В последний запой Сергей входил медленно и неохотно, как танкер в устье.
Была жара. Начиналась слава. Впервые у Довлатова появился приличный заработок. После томительного перерыва пошли рассказы для "Холодильника". В России стал складываться довлатовский канон, который требовал скрупулезного внимания автора. Опытной рукой Сергей вычеркивал ненужное, собирал лучшее, отбрасывал лишнее. Радостно переживая ответственность уже не перед читателями, а литературой, он внимательно дирижировал своими сочинениями, дорвавшимися, наконец, до отечества.
"Умрут лишь те, кто готов", - однажды написал Сергей. В августе 90-го года он не был готов. В свое последнее лето Довлатов казался счастливым, и если им не был, то отнюдь не потому, что этому мешало что-либо, кроме обычной жизни. Сергей очень не хотел умирать.

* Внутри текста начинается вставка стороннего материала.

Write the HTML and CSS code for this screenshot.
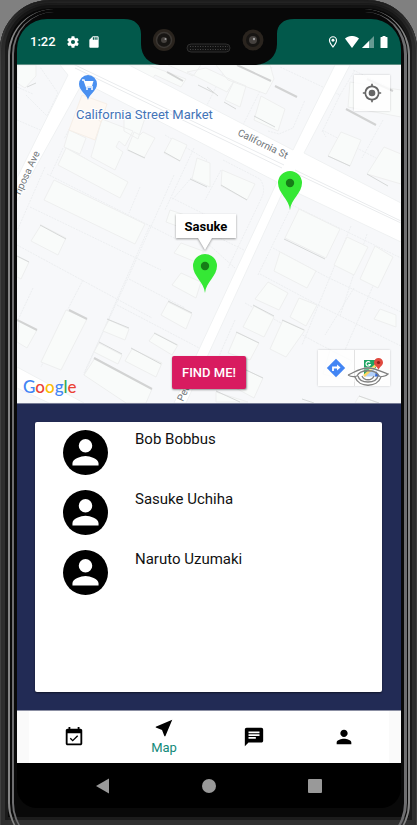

Так получилось, что те дни мы проводили вместе. Он уже выпивал, но еще продолжал работать - по ночам. Постепенно отдаляясь от остальных, Сергей цеплялся за свои обязанности, вырывая для них последние трезвые часы. Все за него боялись, но еще злились.
Скоро, однако, стало хуже. Сергей исчез, потом стал звонить, как делал всегда, выходя из запоя. Слушать его затрудненную, но все еще чеканную речь, прореженную шутками и описаниями галлюцинаций, было жутко, но небезнадежно. Я думал, что он заигрался. Что раз ему так страшно, все обойдется, кончится навсегда этот кошмар, и начнется другая жизнь. Поэтому я не поверил, когда он умер.
Это - правда, хотя звучит по-дурацки. От известия хотелось отмахнуться, как от неумной сплетни. Оно казалось преувеличенным или перевранным. В голове шли странные торги - пусть в больнице, пусть при смерти, так не бывает. Но так было, и об этом стыдно вспоминать, потому что больше скорби я испытывал зверскую - до слез - обиду за то, что он умер. Много лет мне казалось, что я никогда не прощу ее Сергею.
Похороны с ним не вязались. Слишком короткий гроб. Галстук, которых он никогда не носил. Смуглое армянское лицо.
А потом пошел дождь. Такого я не видел никогда, будто наклонили небо. В одну секунду промокла одежда - до трусов, до денег в кармане.
Я никогда не нес гроба и не знал, что он такой тяжелый. Уже перед самой могилой туча ушла, но стало скользко. Ступая по узкой доске, уложенной в вязкую глину, я чуть не угодил раньше него в размокшую яму. Она была такой большой, что гроб в ней казался почти незаметным.
Мы тупо постояли у засыпанной могилы, и я отправился писать некролог, закончить который мне удалось только сегодня.